After 10 years, Tabig members have pursued separate endeavors, but continue to write. Nennen Geremia-Lachica has left to be with her husband in the US. It will not be surprising if we read Karay-a poems in literary journals from there in the future. Edison Tondares, after two years working for Paranubliun, attended a masteral course in creative writing at the De La Salle University. Moi Magbanua is an on and off teacher of literature at the St. Anthony’s College, and as of last meeting, is contemplating of going back to Manila. Leah Pagunsan-Tambanillo is focused on her family. Gerry Antoy has become a politician in Bugasong, and I have chosen to slave in the corporate world. John Iremil Teodoro, after proving himself as the ideal graduate student of Creative Writing in La Salle is contemplating of going to Palawan, and opening a resort for the lonely hearts there. Only Acay Flores has remained with Paranubliun, aside from her native crafts business and her work with a peasant organization. For some years now, we have been dreaming of coming up with a collection of their works, a book that we can claim their own.

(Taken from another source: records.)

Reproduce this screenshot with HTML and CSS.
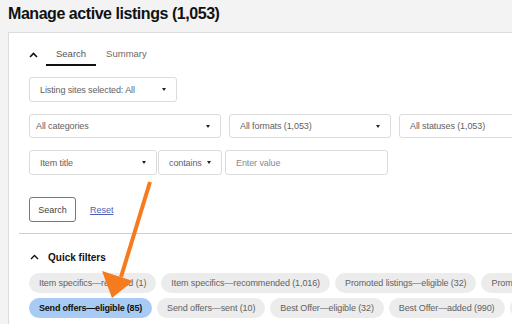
FILE: index.html
```html
<!DOCTYPE html>
<html lang="en">
<head>
    <meta charset="UTF-8">
    <meta name="viewport" content="width=device-width, initial-scale=1.0">
    <link rel="stylesheet" href="styles.css">
</head>
<body>
    <h1 class="page-title">Manage active listings (1,053)</h1>

    <div class="panel">
        <!-- Search section -->
        <div class="search-section">
            <div class="tabs">
                <svg class="chevron" width="9" height="6" viewBox="0 0 9 6"><path d="M1 5 L4.5 1.5 L8 5" fill="none" stroke="#111" stroke-width="1.6"/></svg>
                <div class="tab active">Search</div>
                <div class="tab">Summary</div>
            </div>

            <div class="field-row first">
                <div class="select w-sites">Listing sites selected: All <span class="caret"></span></div>
            </div>

            <div class="field-row gap-8">
                <div class="select w-cat pad-6">All categories <span class="caret"></span></div>
                <div class="select w-fmt">All formats (1,053) <span class="caret"></span></div>
                <div class="select w-status">All statuses (1,053)</div>
            </div>

            <div class="field-row">
                <div class="select w-item">Item title <span class="caret"></span></div>
                <div class="select w-contains">contains <span class="caret"></span></div>
                <div class="select w-value placeholder">Enter value</div>
            </div>

            <div class="actions">
                <button type="button" class="search-btn">Search</button>
                <a class="reset-link">Reset</a>
            </div>
        </div>

        <!-- Quick filters -->
        <div class="quick-filters">
            <div class="qf-header">
                <svg class="chevron" width="9" height="6" viewBox="0 0 9 6"><path d="M1 5 L4.5 1.5 L8 5" fill="none" stroke="#111" stroke-width="1.4"/></svg>
                <span>Quick filters</span>
            </div>
            <div class="chip-row">
                <span class="chip">Item specifics—required (1)</span>
                <span class="chip">Item specifics—recommended (1,016)</span>
                <span class="chip">Promoted listings—eligible (32)</span>
                <span class="chip">Promoted listings—added (0)</span>
            </div>
            <div class="chip-row">
                <span class="chip selected">Send offers—eligible (85)</span>
                <span class="chip">Send offers—sent (10)</span>
                <span class="chip">Best Offer—eligible (32)</span>
                <span class="chip">Best Offer—added (990)</span>
                <span class="chip">Volume pricing (0)</span>
            </div>
        </div>
    </div>

    <!-- annotation arrow -->
    <svg class="arrow" width="512" height="324" viewBox="0 0 512 324">
        <line x1="150" y1="182" x2="121" y2="277" stroke="#f57b1e" stroke-width="4"/>
        <polygon points="102,271 133,281 112,298" fill="#f57b1e"/>
    </svg>
</body>
</html>
```

FILE: styles.css
```css
:root {
    --border: #dcdcdc;
    --text: #626262;
    --chip-bg: #ececec;
    --chip-blue: #a8cbf5;
}

body {
    font-family: "Liberation Sans", Arial, sans-serif;
    background-color: #f3f3f3;
    margin: 0;
    width: 512px;
    height: 324px;
    overflow: hidden;
    position: relative;
}

.page-title {
    margin: 0;
    padding: 4px 8px 0;
    height: 28px;
    font-size: 16px;
    line-height: 20px;
    letter-spacing: -0.45px;
    color: #111;
}

.panel {
    margin-left: 8px;
    width: 700px;
    background: #fff;
    border: 1px solid var(--border);
    padding: 0 10px;
}

.search-section {
    padding: 10px 10px 11px;
    border-bottom: 1px solid #cfcfcf;
}

.tabs {
    display: flex;
    align-items: center;
    height: 23px;
}

.chevron {
    display: block;
    margin-right: 8px;
}

.tab {
    font-size: 9.5px;
    color: #6a6a6a;
    padding: 0 10px;
    height: 23px;
    line-height: 21px;
    box-sizing: border-box;
}

.tab.active {
    color: #555;
    border-bottom: 2px solid #111;
}

.field-row {
    display: flex;
    margin-top: 12px;
    gap: 1px;
}

.field-row.first {
    margin-top: 11px;
}

.field-row.gap-8 {
    gap: 8px;
}

.select {
    box-sizing: border-box;
    height: 25px;
    border: 1px solid var(--border);
    border-radius: 3px;
    display: flex;
    align-items: center;
    justify-content: space-between;
    padding: 0 10px;
    font-size: 9px;
    letter-spacing: -0.1px;
    color: var(--text);
    flex-shrink: 0;
}

.pad-6 { padding-left: 6px; }

.caret {
    width: 0;
    height: 0;
    border-left: 2.5px solid transparent;
    border-right: 2.5px solid transparent;
    border-top: 3px solid #222;
}

.w-sites { width: 148px; height: 25px; }
.w-cat { width: 192px; height: 24px; }
.w-fmt { width: 162px; height: 24px; }
.w-status { width: 200px; height: 24px; }
.w-item { width: 128px; }
.w-contains { width: 64px; }
.w-value { width: 163px; margin-left: 2px; }

.placeholder { color: #8a8a8a; }

.actions {
    display: flex;
    align-items: center;
    margin-top: 22px;
    gap: 14px;
}

.search-btn {
    font-family: inherit;
    height: 25px;
    width: 47px;
    padding: 0;
    background: #fff;
    border: 1px solid #777;
    border-radius: 3px;
    font-size: 9px;
    color: #444;
}

.reset-link {
    font-size: 9px;
    color: #5060b8;
    text-decoration: underline;
}

.quick-filters {
    padding: 15px 10px 10px;
}

.qf-header {
    display: flex;
    align-items: center;
    height: 16px;
    font-size: 10px;
    font-weight: bold;
    color: #111;
}

.qf-header .chevron {
    margin: 0 9px 0 1px;
}

.chip-row {
    display: flex;
    gap: 5px;
    margin-top: 5px;
    white-space: nowrap;
}

.qf-header + .chip-row {
    margin-top: 8px;
}

.chip {
    flex-shrink: 0;
    height: 20px;
    line-height: 20px;
    padding: 0 10px;
    border-radius: 10px;
    background: var(--chip-bg);
    font-size: 9px;
    letter-spacing: -0.1px;
    color: var(--text);
}

.chip.selected {
    background: var(--chip-blue);
    color: #111;
    font-weight: bold;
    letter-spacing: -0.2px;
}

.arrow {
    position: absolute;
    left: 0;
    top: 0;
    pointer-events: none;
}
```
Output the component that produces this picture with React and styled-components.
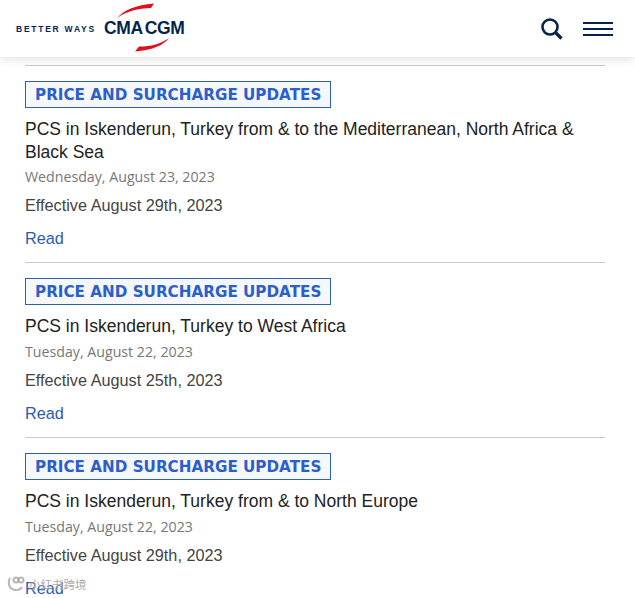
import React from "react";
import styled, { createGlobalStyle } from "styled-components";

const GlobalStyle = createGlobalStyle`
  html, body {
    margin: 0;
    padding: 0;
    background: #fff;
    overflow: hidden;
  }
  body {
    height: 598px;
    font-family: "Liberation Sans", Arial, sans-serif;
  }
`;

const Page = styled.div`
  position: relative;
  width: 635px;
  height: 598px;
  overflow: hidden;
`;

const Header = styled.header`
  height: 57px;
  display: flex;
  align-items: center;
  justify-content: space-between;
  padding: 0 22px 0 16px;
  background: #fff;
  box-shadow: 0 2px 10px rgba(0, 0, 0, 0.12);
`;

const Brand = styled.div`
  display: flex;
  align-items: center;
  gap: 8px;
`;

const Tagline = styled.span`
  font-size: 8.5px;
  font-weight: 700;
  letter-spacing: 1.75px;
  color: #04234f;
  white-space: nowrap;
`;

const LogoMark = styled.div`
  position: relative;
  width: 82px;
  height: 52px;
  display: flex;
  align-items: center;
  svg {
    position: absolute;
    left: 0;
    top: 0;
  }
`;

const LogoText = styled.span`
  display: flex;
  gap: 2px;
  font-size: 17.5px;
  font-weight: 700;
  letter-spacing: -0.35px;
  color: #04234f;
  white-space: nowrap;
`;

const Tools = styled.div`
  display: flex;
  align-items: center;
  gap: 20px;
`;

const Burger = styled.div`
  width: 30px;
  height: 14px;
  display: flex;
  flex-direction: column;
  justify-content: space-between;
  span {
    display: block;
    height: 2px;
    background: #04234f;
  }
`;

const List = styled.main`
  margin: 8px 30px 0 25px;
`;

const Item = styled.article`
  border-top: 1px solid #c8c8c8;
  padding: 15px 0 0;
  height: ${(p) => p.$height}px;
  box-sizing: border-box;
`;

const Tag = styled.div`
  display: inline-block;
  box-sizing: border-box;
  height: 27px;
  line-height: 26px;
  padding: 0 9px;
  border: 1px solid #2d5fb3;
  background: #f6f7fb;
  color: #2b5fc9;
  font-family: "DejaVu Sans", Verdana, sans-serif;
  font-size: 15.2px;
  font-weight: 700;
  white-space: nowrap;
`;

const Title = styled.h3`
  margin: 10px 0 0;
  font-size: 17.5px;
  line-height: 22.5px;
  font-weight: 400;
  color: #222;
`;

const DateLine = styled.div`
  margin-top: 4px;
  font-family: "Open Sans", sans-serif;
  font-size: 14.2px;
  line-height: 20px;
  color: #777;
`;

const Effective = styled.p`
  margin: 8px 0 0;
  font-size: 16.25px;
  line-height: 20px;
  color: #444;
`;

const ReadLink = styled.a`
  display: block;
  margin-top: 13px;
  font-size: 16.25px;
  line-height: 20px;
  color: #2b5cae;
  text-decoration: none;
`;

const Watermark = styled.div`
  position: absolute;
  left: 7px;
  bottom: 5px;
  display: flex;
  align-items: center;
  gap: 4px;
  font-family: "Noto Sans CJK SC", sans-serif;
  font-size: 11.5px;
  line-height: 18px;
  color: rgba(150, 150, 150, 0.85);
  text-shadow: 0 0 2px #fff;
`;

const items = [
  {
    title: "PCS in Iskenderun, Turkey from & to the Mediterranean, North Africa & Black Sea",
    date: "Wednesday, August 23, 2023",
    effective: "Effective August 29th, 2023",
    height: 197,
  },
  {
    title: "PCS in Iskenderun, Turkey to West Africa",
    date: "Tuesday, August 22, 2023",
    effective: "Effective August 25th, 2023",
    height: 175,
  },
  {
    title: "PCS in Iskenderun, Turkey from & to North Europe",
    date: "Tuesday, August 22, 2023",
    effective: "Effective August 29th, 2023",
    height: 175,
  },
];

function Logo() {
  return (
    <LogoMark>
      <svg width="82" height="52" viewBox="0 0 82 52">
        <path d="M13 15 C20 7 32 2 50 0.5 L47 5 C34 5.5 23 8 13 15 Z" fill="#e30d1c" />
        <path d="M65 35 C60 42 49 47 31 48.5 L35 43.5 C47 43.5 57 41 65 35 Z" fill="#e30d1c" />
      </svg>
      <LogoText>
        <span>CMA</span>
        <span>CGM</span>
      </LogoText>
    </LogoMark>
  );
}

function SearchIcon() {
  return (
    <svg width="22" height="22" viewBox="0 0 22 22" fill="none" stroke="#04234f">
      <circle cx="9" cy="9" r="7.5" strokeWidth="2.6" />
      <path d="M14.5 14.5 L20.5 20.5" strokeWidth="3.2" />
    </svg>
  );
}

function WatermarkIcon() {
  return (
    <svg width="18" height="16" viewBox="0 0 18 16" fill="none" stroke="rgba(165,165,165,0.8)" strokeWidth="2">
      <path d="M3 2 C0 8 3 14 9 14 C12 14 14 13 15 11" />
      <circle cx="9" cy="4" r="2.5" />
      <circle cx="14" cy="4" r="2.5" />
    </svg>
  );
}

export default function App() {
  return (
    <Page>
      <GlobalStyle />
      <Header>
        <Brand>
          <Tagline>BETTER WAYS</Tagline>
          <Logo />
        </Brand>
        <Tools>
          <SearchIcon />
          <Burger>
            <span />
            <span />
            <span />
          </Burger>
        </Tools>
      </Header>
      <List>
        {items.map((item) => (
          <Item key={item.title} $height={item.height}>
            <Tag>PRICE AND SURCHARGE UPDATES</Tag>
            <Title>{item.title}</Title>
            <DateLine>{item.date}</DateLine>
            <Effective>{item.effective}</Effective>
            <ReadLink href="#">Read</ReadLink>
          </Item>
        ))}
      </List>
      <Watermark>
        <WatermarkIcon />
        小红书跨境
      </Watermark>
    </Page>
  );
}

It may be long before Tabig will get to publish that great book, but each of us believes that our task is far from over. We are happy that we have helped other young writers find their voice, as we have found ours. We have sowed the seeds, and we are happy to see the abundance that is open for all Antiqueños to reap and enjoy. Our joy is to see tomorrow’s children reading the poems and stories we have written in the language of our parents, and our parents’ parents.